If you’re considering palliative care or hospice care for a loved one covered by Medicaid or private health insurance, get in touch with your insurance provider to find out if coverage is offered, what services are covered, eligibility criteria, and what costs – if any – the patient will be responsible for.
Benefits of Palliative Care and Hospice
Both palliative care and hospice care focus on improving quality of life for people with chronic, life-limiting disease or illness. Both types of care take a comprehensive approach to care, aiming to treat the whole person as well as the individual’s family and caregivers. Hospice care allows people with terminal illnesses to remain in the comfort of their own homes by providing on-call access to a hospice nurse and physician 24 hours a day, 7 days a week, regular visits from a hospice nurse, home health aides, and other staff, and ongoing oversight and care management by the hospice care team.
While hospice care is often provided in the patient’s home, it may also be provided in inpatient settings such as nursing homes and assisted living communities.

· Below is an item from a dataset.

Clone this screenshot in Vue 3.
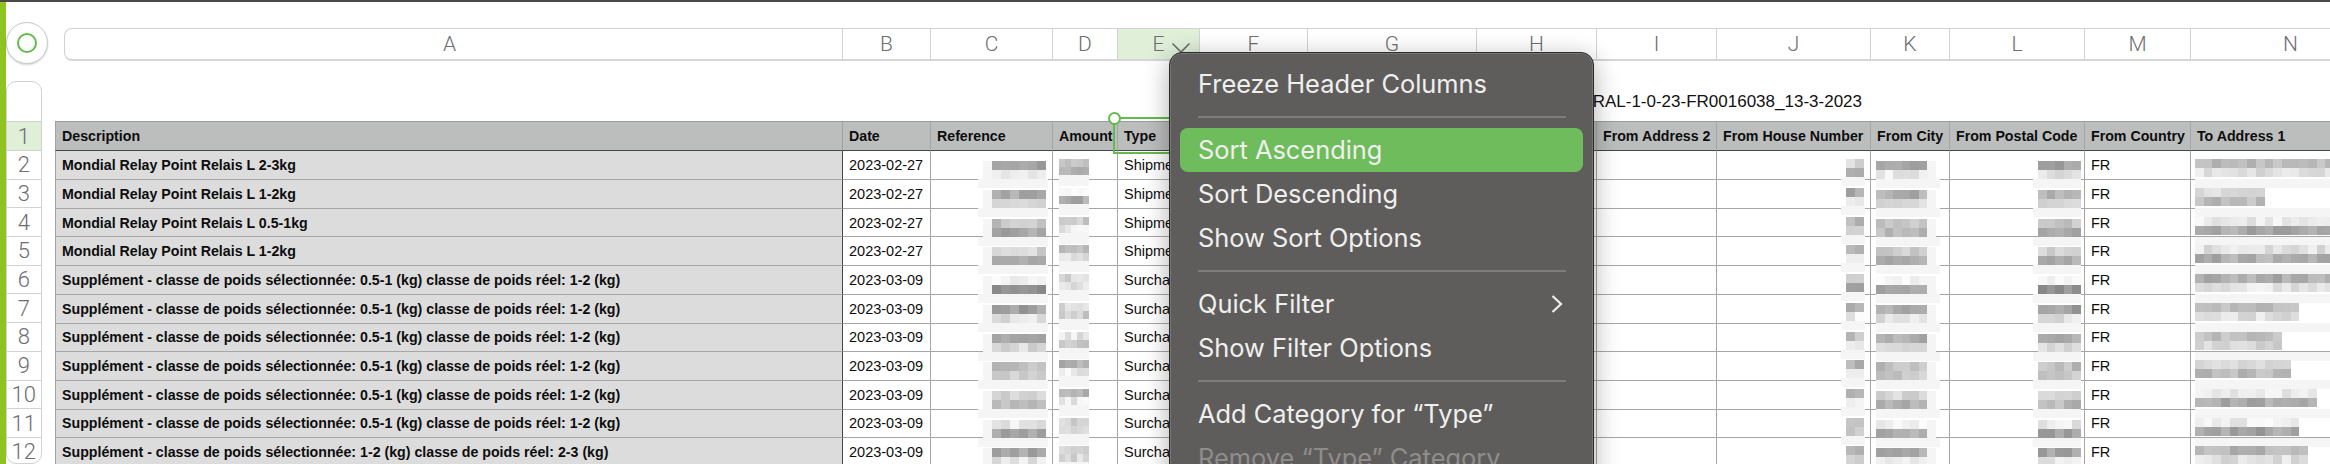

The hospice benefit covers everything a patient needs for their terminal diagnosis and related diagnoses, while unrelated conditions remain covered under the patient’s traditional health coverage (Medicare, Medicaid, or private insurance).
While hospice is intended for people with a life expectancy of six months or less, coverage isn’t typically limited to a six-month period. Under Medicare, for instance, hospice is provided to eligible patients for two initial 90-day benefit periods, followed by an unlimited 60-day benefit periods. Patients may continue to receive hospice care for a year and sometimes longer, provided that the patient continues to meet eligibility criteria.
A patient may receive palliative care from diagnosis onward, and when curative measures are no longer beneficial or the patient opts to discontinue curative treatments and has a life expectancy of six months or less, they may opt to transition to hospice care. Both palliative care and hospice care result in benefits such as improved quality of life, a lower risk of depression, and a greater sense of independence and control. Families and caregivers also benefit from the social and emotional support offered, as well as support provided through the grieving process. Additionally, both hospice and palliative care have been found to result in decreased costs thanks to improved utilization of healthcare resources.
Despite the many benefits of palliative care and hospice for patients, their families, and caregivers, they are underutilized. If you or a loved one has a life-limiting or terminal diagnosis, talk to your healthcare provider about palliative care and hospice options that can improve comfort and quality of life.